What Happens Without Good Leverage?

Imagine trying to cut your nails with pliers that weren’t designed with the same mechanical advantage, or simple scissors. You’d have to squeeze much harder. The force might not be concentrated correctly, leading to slipping or an uneven cut. Scissors, for instance, use a shearing action but rely on a different type of leverage (often Class 1) and blade design which isn’t always ideal for the curved, thick structure of a nail, especially toenails. Trying to bite your nails applies uneven pressure and tearing forces, the complete opposite of the controlled shear provided by a clipper.

Dull Clippers Risk Damage: Using nail clippers with dull blades negates the benefits of leverage. Instead of a clean cut, the dull edges crush the nail. This can cause micro-fractures, leading to splitting, peeling, and potentially ingrown nails if the damage occurs repeatedly near the nail bed.

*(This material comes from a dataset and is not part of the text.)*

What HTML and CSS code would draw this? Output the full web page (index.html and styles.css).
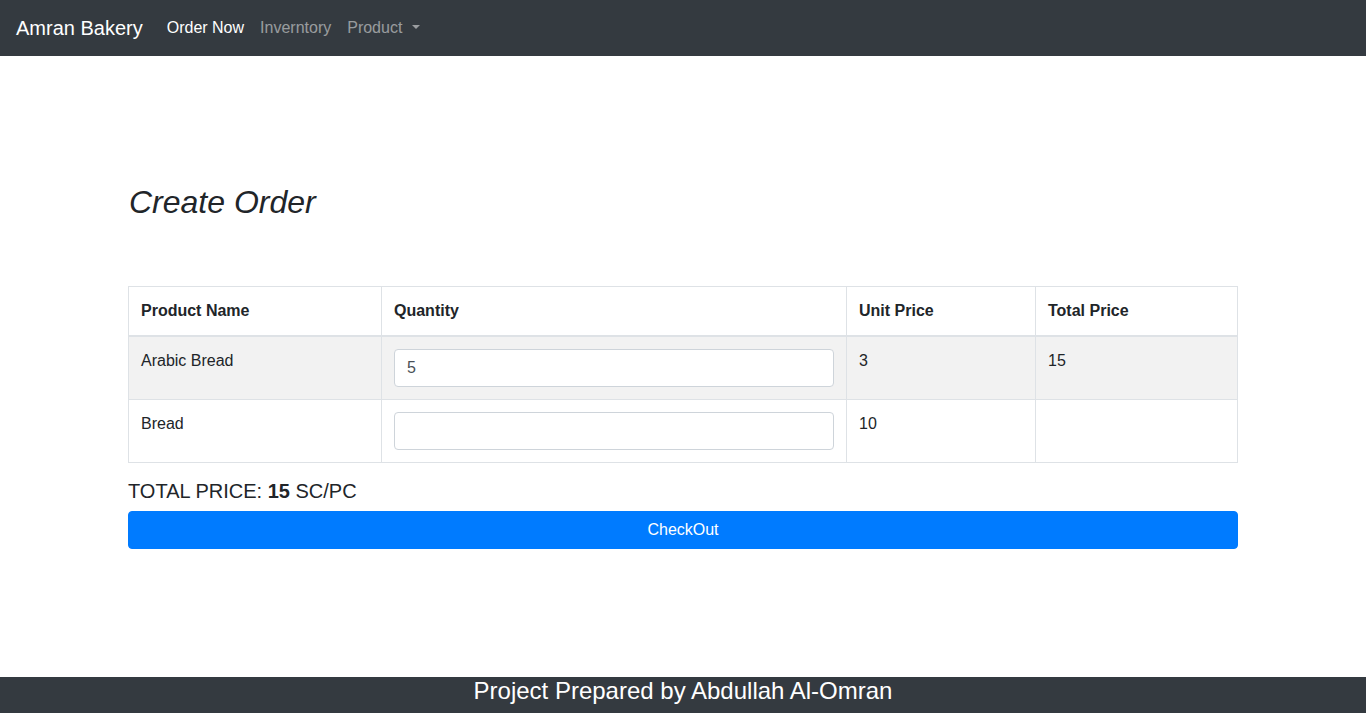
FILE: index.html
```html
<!DOCTYPE html>
<html lang="en">
<head>
<meta charset="utf-8">
<title>Amran Bakery</title>
<link rel="stylesheet" href="styles.css">
</head>
<body>
<nav class="navbar">
  <a class="brand" href="#">Amran Bakery</a>
  <ul class="nav">
    <li><a class="nav-link active" href="#">Order Now</a></li>
    <li><a class="nav-link" href="#">Inverntory</a></li>
    <li><a class="nav-link dropdown" href="#">Product</a></li>
  </ul>
</nav>

<main class="container">
  <h2 class="title">Create Order</h2>
  <table class="table">
    <thead>
      <tr>
        <th class="c1">Product Name</th>
        <th class="c2">Quantity</th>
        <th class="c3">Unit Price</th>
        <th class="c4">Total Price</th>
      </tr>
    </thead>
    <tbody>
      <tr class="striped">
        <td>Arabic Bread</td>
        <td><input class="form-control" type="text" value="5"></td>
        <td>3</td>
        <td>15</td>
      </tr>
      <tr>
        <td>Bread</td>
        <td><input class="form-control" type="text" value=""></td>
        <td>10</td>
        <td></td>
      </tr>
    </tbody>
  </table>
  <h5 class="total">TOTAL PRICE: <b>15</b> SC/PC</h5>
  <button class="btn">CheckOut</button>
</main>

<footer class="footer">Project Prepared by Abdullah Al-Omran</footer>
</body>
</html>
```

FILE: styles.css
```css
* { box-sizing: border-box; }
html, body { margin: 0; padding: 0; }
body {
  font-family: "Liberation Sans", Arial, sans-serif;
  font-size: 16px;
  line-height: 1.5;
  color: #212529;
  background: #fff;
}
.navbar {
  display: flex;
  align-items: center;
  height: 56px;
  padding: 8px 16px;
  background: #343a40;
}
.brand {
  font-size: 20px;
  line-height: 30px;
  padding: 5px 0;
  margin-right: 16px;
  color: #fff;
  text-decoration: none;
}
.nav {
  display: flex;
  list-style: none;
  margin: 0;
  padding: 0;
}
.nav-link {
  display: block;
  padding: 8px;
  color: rgba(255,255,255,.5);
  text-decoration: none;
}
.nav-link.active { color: #fff; }
.dropdown::after {
  content: "";
  display: inline-block;
  margin-left: 10px;
  vertical-align: .255em;
  border-top: .3em solid;
  border-right: .3em solid transparent;
  border-left: .3em solid transparent;
  border-bottom: 0;
}
.container {
  width: 1140px;
  margin: 0 auto;
  padding: 127px 15px 0;
}
.title {
  font-size: 32px;
  font-style: italic;
  font-weight: 500;
  line-height: 1.2;
  margin: 0 0 65px 1px;
}
.table {
  width: 100%;
  border-collapse: collapse;
  margin-bottom: 16px;
}
.table th, .table td {
  border: 1px solid #dee2e6;
  padding: 12px;
  text-align: left;
  vertical-align: top;
}
.table th { font-weight: bold; }
.table thead th { border-bottom: 2px solid #dee2e6; }
.c1 { width: 253px; }
.c2 { width: 465px; }
.c3 { width: 189px; }
.striped td { background: #f2f2f2; }
.form-control {
  display: block;
  width: 100%;
  height: 38px;
  padding: 6px 12px;
  font-family: inherit;
  font-size: 16px;
  line-height: 1.5;
  color: #495057;
  background: #fff;
  border: 1px solid #ced4da;
  border-radius: 4px;
}
.total {
  font-size: 20px;
  font-weight: 400;
  line-height: 1.2;
  margin: 0 0 8px;
}
.btn {
  display: block;
  width: 100%;
  height: 38px;
  padding: 6px 12px;
  font-family: inherit;
  font-size: 16px;
  line-height: 1.5;
  color: #fff;
  background: #007bff;
  border: 1px solid #007bff;
  border-radius: 4px;
  text-align: center;
}
.footer {
  position: fixed;
  left: 0;
  right: 0;
  bottom: 0;
  height: 36px;
  padding-bottom: 8px;
  background: #343a40;
  color: #fff;
  font-size: 24px;
  line-height: 28px;
  text-align: center;
}
```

More Than Just Metal: Physics in Your Palm

So, the next time you use a nail clipper, take a moment to appreciate the clever physics at play. It’s not just two pieces of metal hinged together; it’s a carefully designed force multiplier. The handle you press, the pivot pin, the shape of the jaws, and the sharpness of the blades all work in concert, governed by the principle of leverage. This simple tool demonstrates how understanding basic physics allows us to create devices that make everyday tasks, like nail trimming, significantly easier and more effective. The satisfyingly neat ‘snip’ isn’t magic – it’s the direct result of amplifying your effort through a well-designed lever system, concentrating that power onto sharp edges to overcome the surprising strength of your own nails. It’s a small but potent example of mechanical ingenuity, transforming a potentially difficult task into a quick and tidy one.